■ **Directions**:
Take the line containing "What React, TypeScript", the line containing "text-[64px] leading-[72px] font-bold", and all lines between them, and transcribe them exactly. Leave out pictures.

■ **Exercise inputs**:
## START
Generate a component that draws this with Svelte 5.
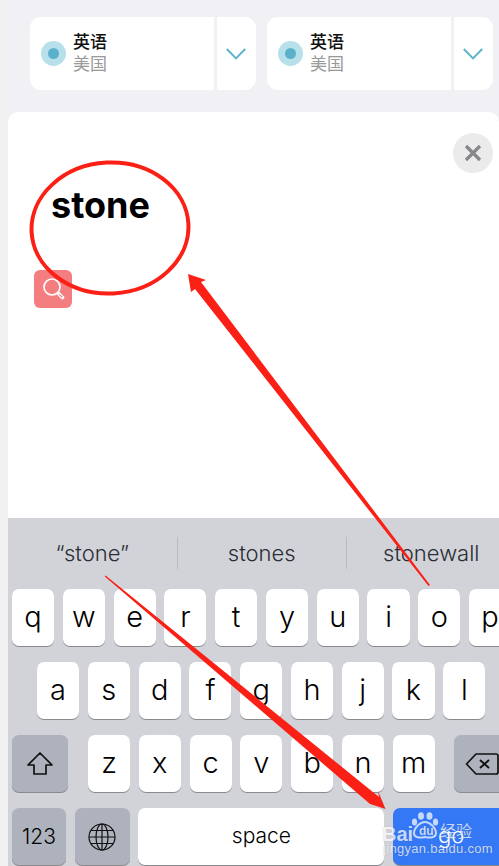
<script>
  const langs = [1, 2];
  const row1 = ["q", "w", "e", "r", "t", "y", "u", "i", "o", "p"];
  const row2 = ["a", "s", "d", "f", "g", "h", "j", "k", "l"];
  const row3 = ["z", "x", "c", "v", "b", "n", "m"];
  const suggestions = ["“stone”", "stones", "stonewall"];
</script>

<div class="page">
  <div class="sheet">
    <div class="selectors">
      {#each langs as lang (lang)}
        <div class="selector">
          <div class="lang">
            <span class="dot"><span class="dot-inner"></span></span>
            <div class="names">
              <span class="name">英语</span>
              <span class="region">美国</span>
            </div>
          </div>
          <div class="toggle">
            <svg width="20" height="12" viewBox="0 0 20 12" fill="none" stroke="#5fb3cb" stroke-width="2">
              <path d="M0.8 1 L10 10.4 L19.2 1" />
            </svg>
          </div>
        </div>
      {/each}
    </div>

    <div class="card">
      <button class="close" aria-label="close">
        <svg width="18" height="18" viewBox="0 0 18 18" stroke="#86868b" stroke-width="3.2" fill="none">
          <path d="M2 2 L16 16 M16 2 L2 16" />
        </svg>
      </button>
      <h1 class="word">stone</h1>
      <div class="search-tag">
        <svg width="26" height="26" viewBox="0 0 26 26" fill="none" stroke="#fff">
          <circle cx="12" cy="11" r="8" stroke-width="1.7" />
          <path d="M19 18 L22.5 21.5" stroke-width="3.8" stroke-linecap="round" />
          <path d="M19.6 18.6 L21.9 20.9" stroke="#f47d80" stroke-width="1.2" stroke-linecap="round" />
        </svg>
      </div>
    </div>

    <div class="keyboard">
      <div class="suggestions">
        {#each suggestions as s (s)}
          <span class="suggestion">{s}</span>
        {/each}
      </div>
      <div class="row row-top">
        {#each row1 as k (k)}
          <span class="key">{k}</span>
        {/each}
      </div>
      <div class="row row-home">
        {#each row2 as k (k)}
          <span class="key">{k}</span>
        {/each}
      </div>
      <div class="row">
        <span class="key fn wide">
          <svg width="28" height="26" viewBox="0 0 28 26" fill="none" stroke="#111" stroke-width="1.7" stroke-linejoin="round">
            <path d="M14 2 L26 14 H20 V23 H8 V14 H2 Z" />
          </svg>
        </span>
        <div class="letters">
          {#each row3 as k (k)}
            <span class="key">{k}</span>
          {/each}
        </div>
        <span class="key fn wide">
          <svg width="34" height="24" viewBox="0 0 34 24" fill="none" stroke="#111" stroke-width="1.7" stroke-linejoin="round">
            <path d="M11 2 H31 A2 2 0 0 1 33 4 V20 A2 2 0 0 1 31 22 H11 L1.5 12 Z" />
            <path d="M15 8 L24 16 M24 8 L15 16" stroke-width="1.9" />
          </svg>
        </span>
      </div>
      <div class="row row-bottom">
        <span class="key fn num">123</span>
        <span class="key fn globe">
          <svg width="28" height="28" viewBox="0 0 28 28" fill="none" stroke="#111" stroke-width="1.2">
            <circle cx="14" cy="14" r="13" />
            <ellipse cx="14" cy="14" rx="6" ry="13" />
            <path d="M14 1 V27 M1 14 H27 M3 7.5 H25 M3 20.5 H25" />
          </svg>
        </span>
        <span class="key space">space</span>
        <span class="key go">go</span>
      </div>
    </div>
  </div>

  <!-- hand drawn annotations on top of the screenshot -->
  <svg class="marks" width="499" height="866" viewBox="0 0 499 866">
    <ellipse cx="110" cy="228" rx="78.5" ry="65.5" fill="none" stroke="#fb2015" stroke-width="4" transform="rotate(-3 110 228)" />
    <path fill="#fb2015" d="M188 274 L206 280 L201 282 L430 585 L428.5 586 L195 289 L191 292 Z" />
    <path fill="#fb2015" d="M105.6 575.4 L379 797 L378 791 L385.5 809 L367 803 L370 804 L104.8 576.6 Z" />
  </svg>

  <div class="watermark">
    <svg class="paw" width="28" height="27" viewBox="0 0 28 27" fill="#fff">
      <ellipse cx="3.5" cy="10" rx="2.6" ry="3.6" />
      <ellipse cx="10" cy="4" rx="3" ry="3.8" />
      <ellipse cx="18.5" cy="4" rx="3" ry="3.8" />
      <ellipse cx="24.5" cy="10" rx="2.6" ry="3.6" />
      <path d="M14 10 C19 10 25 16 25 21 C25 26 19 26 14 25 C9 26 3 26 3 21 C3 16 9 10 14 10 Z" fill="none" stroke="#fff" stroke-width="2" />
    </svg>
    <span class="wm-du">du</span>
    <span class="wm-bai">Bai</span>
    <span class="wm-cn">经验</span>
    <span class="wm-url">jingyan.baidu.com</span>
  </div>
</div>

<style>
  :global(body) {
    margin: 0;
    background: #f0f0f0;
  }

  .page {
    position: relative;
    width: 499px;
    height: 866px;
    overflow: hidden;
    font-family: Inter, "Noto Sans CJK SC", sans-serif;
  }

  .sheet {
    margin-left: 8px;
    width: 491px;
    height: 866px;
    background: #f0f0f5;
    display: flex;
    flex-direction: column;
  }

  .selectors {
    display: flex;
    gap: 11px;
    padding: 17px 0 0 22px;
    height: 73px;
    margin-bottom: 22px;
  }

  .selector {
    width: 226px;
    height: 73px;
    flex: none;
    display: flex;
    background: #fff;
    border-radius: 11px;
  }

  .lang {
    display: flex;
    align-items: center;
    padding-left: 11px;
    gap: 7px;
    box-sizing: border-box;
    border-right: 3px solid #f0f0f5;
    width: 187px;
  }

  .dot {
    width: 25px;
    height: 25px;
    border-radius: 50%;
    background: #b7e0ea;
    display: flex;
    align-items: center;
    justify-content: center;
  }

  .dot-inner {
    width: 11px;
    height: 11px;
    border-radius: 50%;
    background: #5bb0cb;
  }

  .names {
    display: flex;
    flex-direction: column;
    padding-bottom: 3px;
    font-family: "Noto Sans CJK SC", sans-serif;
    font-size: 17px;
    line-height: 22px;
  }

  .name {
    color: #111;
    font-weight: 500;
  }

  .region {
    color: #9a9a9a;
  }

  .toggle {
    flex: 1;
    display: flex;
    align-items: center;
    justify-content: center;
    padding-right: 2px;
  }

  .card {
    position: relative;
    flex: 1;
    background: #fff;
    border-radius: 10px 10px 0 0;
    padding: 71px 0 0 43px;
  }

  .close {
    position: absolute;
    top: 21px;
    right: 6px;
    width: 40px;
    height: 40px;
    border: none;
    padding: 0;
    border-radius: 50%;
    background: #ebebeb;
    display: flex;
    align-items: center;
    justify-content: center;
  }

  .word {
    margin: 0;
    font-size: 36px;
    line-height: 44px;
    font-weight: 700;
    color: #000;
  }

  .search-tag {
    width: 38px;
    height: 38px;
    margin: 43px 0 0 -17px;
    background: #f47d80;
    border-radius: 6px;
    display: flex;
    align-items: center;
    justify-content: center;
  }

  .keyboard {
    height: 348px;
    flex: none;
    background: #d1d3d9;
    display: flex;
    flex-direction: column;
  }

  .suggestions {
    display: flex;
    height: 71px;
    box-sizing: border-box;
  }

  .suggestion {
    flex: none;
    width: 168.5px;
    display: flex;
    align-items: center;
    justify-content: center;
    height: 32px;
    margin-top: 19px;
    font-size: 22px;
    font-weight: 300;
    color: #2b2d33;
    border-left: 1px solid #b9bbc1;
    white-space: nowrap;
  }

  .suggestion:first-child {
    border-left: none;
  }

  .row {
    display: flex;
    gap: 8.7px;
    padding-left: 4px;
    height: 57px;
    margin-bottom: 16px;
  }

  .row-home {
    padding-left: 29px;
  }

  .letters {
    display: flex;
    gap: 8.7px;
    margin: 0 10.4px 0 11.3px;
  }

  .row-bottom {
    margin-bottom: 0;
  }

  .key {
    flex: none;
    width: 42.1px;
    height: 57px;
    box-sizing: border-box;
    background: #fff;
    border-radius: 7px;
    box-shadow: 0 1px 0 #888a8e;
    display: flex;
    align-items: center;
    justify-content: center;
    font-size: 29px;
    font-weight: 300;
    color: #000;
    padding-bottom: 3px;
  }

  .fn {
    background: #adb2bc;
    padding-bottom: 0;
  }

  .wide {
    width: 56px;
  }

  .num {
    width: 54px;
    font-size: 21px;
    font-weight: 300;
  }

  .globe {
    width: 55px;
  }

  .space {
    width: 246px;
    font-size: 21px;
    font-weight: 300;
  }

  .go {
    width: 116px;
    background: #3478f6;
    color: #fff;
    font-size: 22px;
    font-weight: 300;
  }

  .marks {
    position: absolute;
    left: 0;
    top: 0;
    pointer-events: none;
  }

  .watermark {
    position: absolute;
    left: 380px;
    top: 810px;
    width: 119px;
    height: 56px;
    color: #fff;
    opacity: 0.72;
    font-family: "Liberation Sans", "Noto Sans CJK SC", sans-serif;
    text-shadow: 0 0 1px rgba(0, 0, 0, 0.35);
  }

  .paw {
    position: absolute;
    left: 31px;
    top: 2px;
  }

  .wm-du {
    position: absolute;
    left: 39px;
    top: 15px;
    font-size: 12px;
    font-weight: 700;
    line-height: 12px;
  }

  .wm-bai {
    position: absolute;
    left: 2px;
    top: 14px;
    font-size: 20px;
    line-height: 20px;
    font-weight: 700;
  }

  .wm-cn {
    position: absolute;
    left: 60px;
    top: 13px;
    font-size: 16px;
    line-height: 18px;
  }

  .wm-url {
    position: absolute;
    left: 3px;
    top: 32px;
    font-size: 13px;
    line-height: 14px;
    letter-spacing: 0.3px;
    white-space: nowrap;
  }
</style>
## END
## START
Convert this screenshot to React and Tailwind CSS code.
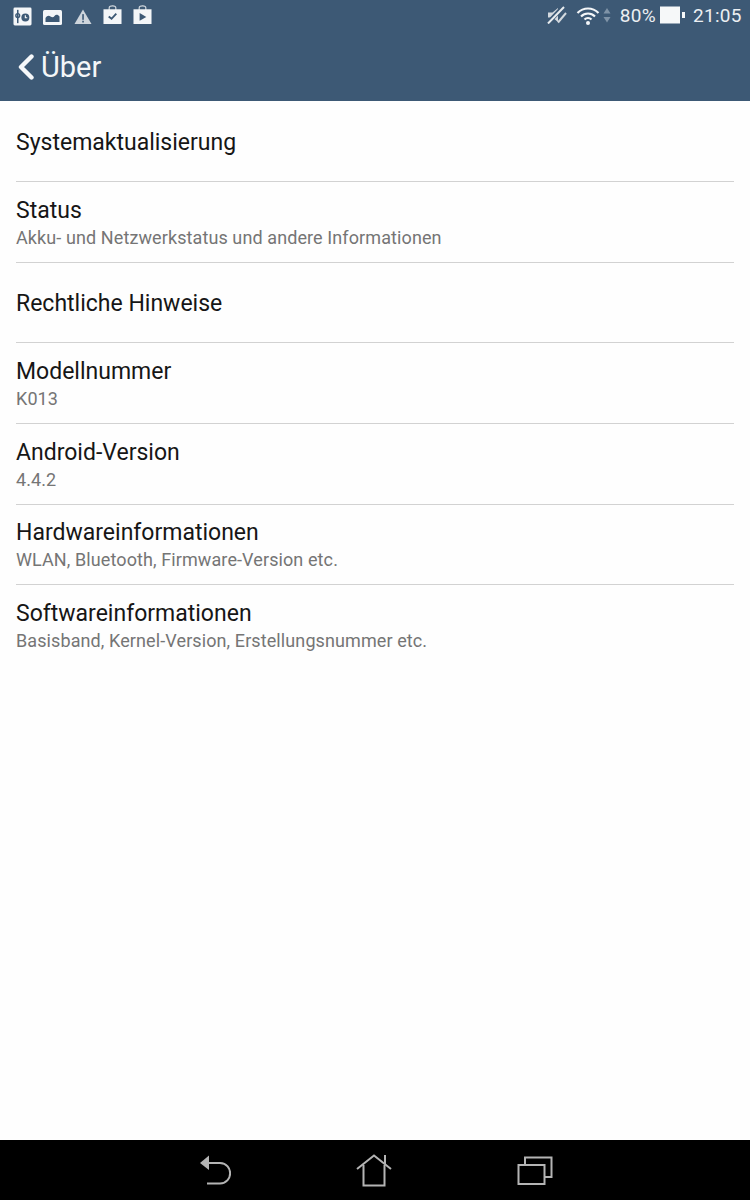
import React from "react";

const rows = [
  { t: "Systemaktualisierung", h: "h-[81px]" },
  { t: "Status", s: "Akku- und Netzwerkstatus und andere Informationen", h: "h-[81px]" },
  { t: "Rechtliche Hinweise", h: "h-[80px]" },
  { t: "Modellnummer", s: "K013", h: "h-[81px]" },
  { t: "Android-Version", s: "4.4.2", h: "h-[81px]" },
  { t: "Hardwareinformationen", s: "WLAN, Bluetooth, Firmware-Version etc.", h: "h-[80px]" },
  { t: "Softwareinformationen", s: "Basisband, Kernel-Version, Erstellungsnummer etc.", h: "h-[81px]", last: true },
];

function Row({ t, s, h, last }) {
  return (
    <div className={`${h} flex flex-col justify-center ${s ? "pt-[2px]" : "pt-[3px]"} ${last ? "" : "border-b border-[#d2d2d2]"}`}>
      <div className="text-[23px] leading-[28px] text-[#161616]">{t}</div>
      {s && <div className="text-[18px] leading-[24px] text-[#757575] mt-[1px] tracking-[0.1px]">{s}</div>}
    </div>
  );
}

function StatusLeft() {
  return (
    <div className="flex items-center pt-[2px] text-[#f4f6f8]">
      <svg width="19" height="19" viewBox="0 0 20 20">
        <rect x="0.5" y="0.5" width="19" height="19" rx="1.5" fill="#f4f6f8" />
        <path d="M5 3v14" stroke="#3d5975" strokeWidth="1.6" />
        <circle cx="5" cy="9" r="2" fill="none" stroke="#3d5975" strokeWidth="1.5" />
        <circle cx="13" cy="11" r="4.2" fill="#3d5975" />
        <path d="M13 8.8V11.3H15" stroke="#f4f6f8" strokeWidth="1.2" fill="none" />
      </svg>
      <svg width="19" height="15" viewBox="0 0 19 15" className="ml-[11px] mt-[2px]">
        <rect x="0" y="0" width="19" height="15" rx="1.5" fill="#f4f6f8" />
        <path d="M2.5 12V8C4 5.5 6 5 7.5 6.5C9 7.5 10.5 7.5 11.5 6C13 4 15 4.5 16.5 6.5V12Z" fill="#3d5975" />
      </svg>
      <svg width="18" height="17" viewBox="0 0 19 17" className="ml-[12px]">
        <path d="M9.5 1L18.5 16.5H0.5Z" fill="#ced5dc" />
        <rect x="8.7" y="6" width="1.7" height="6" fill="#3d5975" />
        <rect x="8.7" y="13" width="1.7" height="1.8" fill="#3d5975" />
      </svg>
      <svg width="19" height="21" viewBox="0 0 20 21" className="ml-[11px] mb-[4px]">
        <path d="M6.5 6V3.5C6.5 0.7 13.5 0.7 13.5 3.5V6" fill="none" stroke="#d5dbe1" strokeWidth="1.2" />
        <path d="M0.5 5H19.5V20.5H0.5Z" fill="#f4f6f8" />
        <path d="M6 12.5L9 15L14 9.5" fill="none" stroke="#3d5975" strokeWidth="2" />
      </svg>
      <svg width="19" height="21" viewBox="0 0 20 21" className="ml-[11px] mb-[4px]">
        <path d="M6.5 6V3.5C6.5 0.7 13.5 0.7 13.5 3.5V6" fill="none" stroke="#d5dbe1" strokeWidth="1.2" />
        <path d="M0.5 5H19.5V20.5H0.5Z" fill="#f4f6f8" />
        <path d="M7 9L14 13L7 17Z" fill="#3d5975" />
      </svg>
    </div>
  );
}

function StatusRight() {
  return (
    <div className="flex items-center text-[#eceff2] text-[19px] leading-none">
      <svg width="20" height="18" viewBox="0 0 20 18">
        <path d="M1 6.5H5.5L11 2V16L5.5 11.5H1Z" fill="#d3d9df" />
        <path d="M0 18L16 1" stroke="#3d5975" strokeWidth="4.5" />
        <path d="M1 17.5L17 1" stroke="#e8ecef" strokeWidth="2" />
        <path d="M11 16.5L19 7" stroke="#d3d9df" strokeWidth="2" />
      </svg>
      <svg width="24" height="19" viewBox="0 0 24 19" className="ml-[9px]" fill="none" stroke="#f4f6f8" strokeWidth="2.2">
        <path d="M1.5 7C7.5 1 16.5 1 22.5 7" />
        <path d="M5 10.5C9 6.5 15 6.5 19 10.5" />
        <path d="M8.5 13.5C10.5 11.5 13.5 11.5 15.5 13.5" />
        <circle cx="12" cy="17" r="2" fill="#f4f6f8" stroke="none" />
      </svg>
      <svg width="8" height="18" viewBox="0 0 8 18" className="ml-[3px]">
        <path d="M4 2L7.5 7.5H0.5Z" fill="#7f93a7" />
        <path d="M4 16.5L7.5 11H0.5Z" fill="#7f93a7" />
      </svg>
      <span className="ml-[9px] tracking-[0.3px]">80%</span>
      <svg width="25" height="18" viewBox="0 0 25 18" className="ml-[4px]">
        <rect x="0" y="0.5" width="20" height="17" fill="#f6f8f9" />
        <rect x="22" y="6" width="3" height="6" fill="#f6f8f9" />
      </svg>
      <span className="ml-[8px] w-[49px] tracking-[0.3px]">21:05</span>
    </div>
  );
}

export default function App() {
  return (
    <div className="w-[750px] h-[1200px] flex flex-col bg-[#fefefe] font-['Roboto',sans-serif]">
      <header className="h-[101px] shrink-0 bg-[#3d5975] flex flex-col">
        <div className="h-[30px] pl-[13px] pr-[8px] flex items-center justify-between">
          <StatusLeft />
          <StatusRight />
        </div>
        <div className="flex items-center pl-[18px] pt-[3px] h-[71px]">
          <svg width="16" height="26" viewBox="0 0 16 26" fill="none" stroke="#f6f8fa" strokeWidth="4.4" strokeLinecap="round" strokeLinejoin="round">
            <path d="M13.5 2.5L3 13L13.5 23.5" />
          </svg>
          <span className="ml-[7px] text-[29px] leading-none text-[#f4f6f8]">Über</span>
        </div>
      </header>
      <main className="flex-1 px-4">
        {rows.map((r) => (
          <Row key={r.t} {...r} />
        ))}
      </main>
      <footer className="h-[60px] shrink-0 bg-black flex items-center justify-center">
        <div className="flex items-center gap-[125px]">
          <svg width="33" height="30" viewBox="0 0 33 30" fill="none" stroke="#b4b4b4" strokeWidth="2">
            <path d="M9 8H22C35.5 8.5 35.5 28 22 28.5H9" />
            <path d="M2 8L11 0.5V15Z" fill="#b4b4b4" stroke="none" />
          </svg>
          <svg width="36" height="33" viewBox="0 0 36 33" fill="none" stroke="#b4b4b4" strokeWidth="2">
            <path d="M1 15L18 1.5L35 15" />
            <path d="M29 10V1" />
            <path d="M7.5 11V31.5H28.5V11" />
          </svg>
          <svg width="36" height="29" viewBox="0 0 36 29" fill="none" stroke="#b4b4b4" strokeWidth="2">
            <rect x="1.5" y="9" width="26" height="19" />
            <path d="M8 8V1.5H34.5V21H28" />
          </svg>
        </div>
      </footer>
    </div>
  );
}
## END
## START
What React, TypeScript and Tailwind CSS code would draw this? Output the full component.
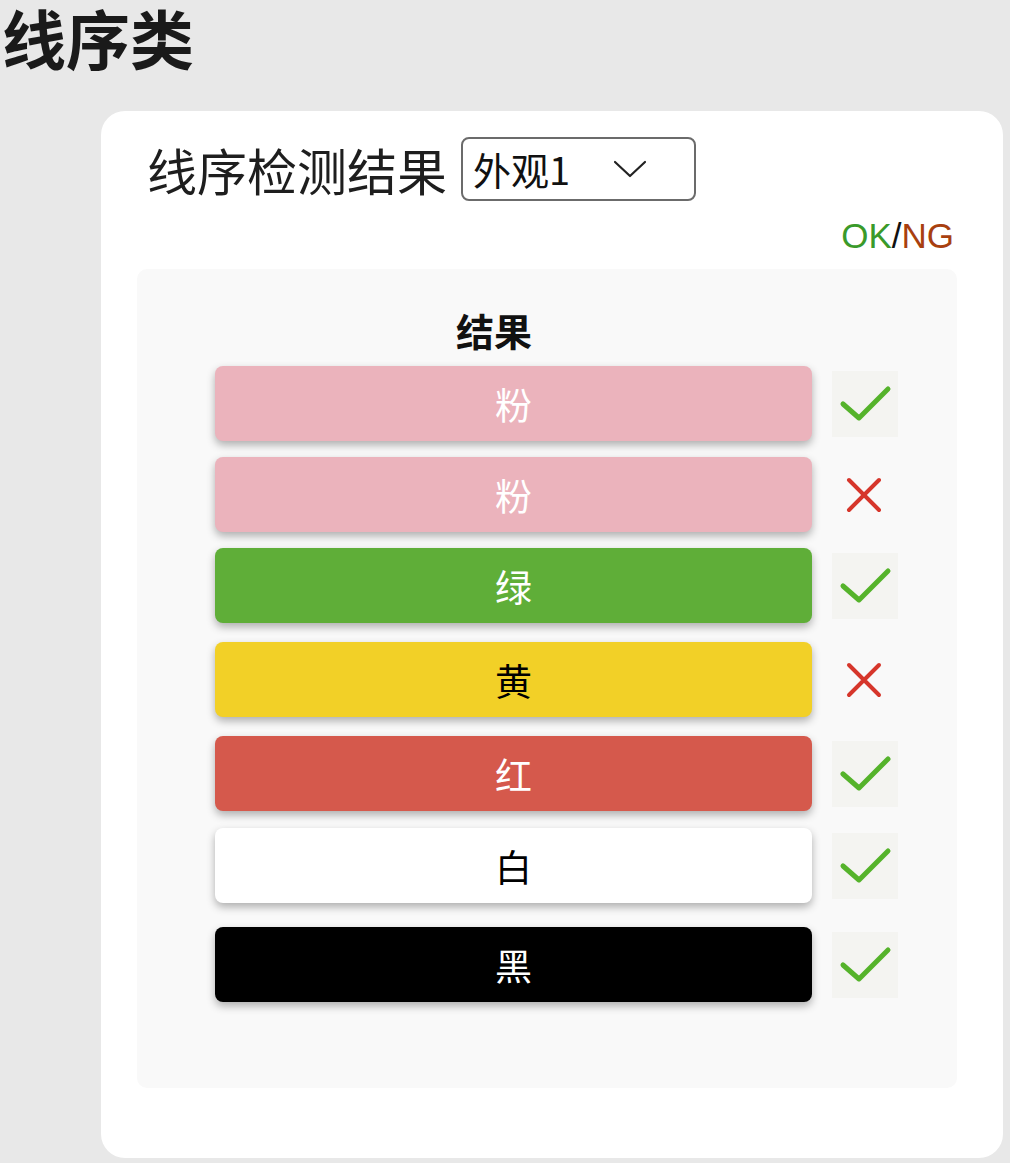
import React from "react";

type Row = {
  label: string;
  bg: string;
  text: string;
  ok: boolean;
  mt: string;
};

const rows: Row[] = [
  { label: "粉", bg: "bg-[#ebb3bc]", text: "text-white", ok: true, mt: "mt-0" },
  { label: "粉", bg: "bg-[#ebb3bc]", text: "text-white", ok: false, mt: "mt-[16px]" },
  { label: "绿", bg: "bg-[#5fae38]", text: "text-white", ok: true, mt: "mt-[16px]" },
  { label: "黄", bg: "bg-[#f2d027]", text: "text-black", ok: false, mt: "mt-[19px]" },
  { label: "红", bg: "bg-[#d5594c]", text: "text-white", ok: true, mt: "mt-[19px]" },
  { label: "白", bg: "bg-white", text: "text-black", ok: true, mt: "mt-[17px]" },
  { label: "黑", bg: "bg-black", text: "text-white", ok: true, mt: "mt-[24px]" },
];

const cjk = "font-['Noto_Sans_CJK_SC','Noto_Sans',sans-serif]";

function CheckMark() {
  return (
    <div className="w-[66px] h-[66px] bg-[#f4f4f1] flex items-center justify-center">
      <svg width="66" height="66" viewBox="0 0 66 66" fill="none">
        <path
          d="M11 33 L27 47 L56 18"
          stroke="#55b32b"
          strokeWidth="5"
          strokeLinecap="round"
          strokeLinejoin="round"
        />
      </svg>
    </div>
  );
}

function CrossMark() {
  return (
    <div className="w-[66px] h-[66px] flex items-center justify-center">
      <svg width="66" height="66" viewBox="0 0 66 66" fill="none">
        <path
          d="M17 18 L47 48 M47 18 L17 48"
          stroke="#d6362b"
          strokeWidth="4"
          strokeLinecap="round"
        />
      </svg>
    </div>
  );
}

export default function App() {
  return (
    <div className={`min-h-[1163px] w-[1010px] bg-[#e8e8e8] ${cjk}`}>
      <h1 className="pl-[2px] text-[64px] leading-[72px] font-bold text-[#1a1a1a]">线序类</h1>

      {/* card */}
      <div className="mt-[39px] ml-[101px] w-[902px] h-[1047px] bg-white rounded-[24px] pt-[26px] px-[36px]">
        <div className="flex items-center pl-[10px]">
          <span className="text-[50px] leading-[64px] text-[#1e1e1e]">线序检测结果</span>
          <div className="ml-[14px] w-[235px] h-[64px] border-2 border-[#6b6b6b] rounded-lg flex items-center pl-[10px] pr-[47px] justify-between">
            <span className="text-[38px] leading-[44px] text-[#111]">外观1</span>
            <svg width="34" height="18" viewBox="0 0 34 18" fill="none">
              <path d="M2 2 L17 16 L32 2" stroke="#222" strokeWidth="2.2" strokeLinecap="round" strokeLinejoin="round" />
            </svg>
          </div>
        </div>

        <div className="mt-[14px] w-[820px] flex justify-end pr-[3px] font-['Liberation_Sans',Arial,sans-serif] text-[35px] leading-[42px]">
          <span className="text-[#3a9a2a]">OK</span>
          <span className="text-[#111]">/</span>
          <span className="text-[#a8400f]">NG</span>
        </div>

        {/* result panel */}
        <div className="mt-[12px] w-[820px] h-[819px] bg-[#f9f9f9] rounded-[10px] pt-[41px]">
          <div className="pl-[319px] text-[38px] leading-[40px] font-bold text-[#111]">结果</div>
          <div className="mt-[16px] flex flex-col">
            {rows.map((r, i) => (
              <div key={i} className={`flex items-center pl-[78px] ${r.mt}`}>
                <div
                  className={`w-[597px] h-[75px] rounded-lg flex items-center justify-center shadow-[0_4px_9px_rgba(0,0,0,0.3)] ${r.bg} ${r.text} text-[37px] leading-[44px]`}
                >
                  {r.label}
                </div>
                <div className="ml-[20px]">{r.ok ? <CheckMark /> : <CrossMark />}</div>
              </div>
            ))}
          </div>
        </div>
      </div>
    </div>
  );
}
## END
■ **Final answer**:
What React, TypeScript and Tailwind CSS code would draw this? Output the full component.
import React from "react";

type Row = {
  label: string;
  bg: string;
  text: string;
  ok: boolean;
  mt: string;
};

const rows: Row[] = [
  { label: "粉", bg: "bg-[#ebb3bc]", text: "text-white", ok: true, mt: "mt-0" },
  { label: "粉", bg: "bg-[#ebb3bc]", text: "text-white", ok: false, mt: "mt-[16px]" },
  { label: "绿", bg: "bg-[#5fae38]", text: "text-white", ok: true, mt: "mt-[16px]" },
  { label: "黄", bg: "bg-[#f2d027]", text: "text-black", ok: false, mt: "mt-[19px]" },
  { label: "红", bg: "bg-[#d5594c]", text: "text-white", ok: true, mt: "mt-[19px]" },
  { label: "白", bg: "bg-white", text: "text-black", ok: true, mt: "mt-[17px]" },
  { label: "黑", bg: "bg-black", text: "text-white", ok: true, mt: "mt-[24px]" },
];

const cjk = "font-['Noto_Sans_CJK_SC','Noto_Sans',sans-serif]";

function CheckMark() {
  return (
    <div className="w-[66px] h-[66px] bg-[#f4f4f1] flex items-center justify-center">
      <svg width="66" height="66" viewBox="0 0 66 66" fill="none">
        <path
          d="M11 33 L27 47 L56 18"
          stroke="#55b32b"
          strokeWidth="5"
          strokeLinecap="round"
          strokeLinejoin="round"
        />
      </svg>
    </div>
  );
}

function CrossMark() {
  return (
    <div className="w-[66px] h-[66px] flex items-center justify-center">
      <svg width="66" height="66" viewBox="0 0 66 66" fill="none">
        <path
          d="M17 18 L47 48 M47 18 L17 48"
          stroke="#d6362b"
          strokeWidth="4"
          strokeLinecap="round"
        />
      </svg>
    </div>
  );
}

export default function App() {
  return (
    <div className={`min-h-[1163px] w-[1010px] bg-[#e8e8e8] ${cjk}`}>
      <h1 className="pl-[2px] text-[64px] leading-[72px] font-bold text-[#1a1a1a]">线序类</h1>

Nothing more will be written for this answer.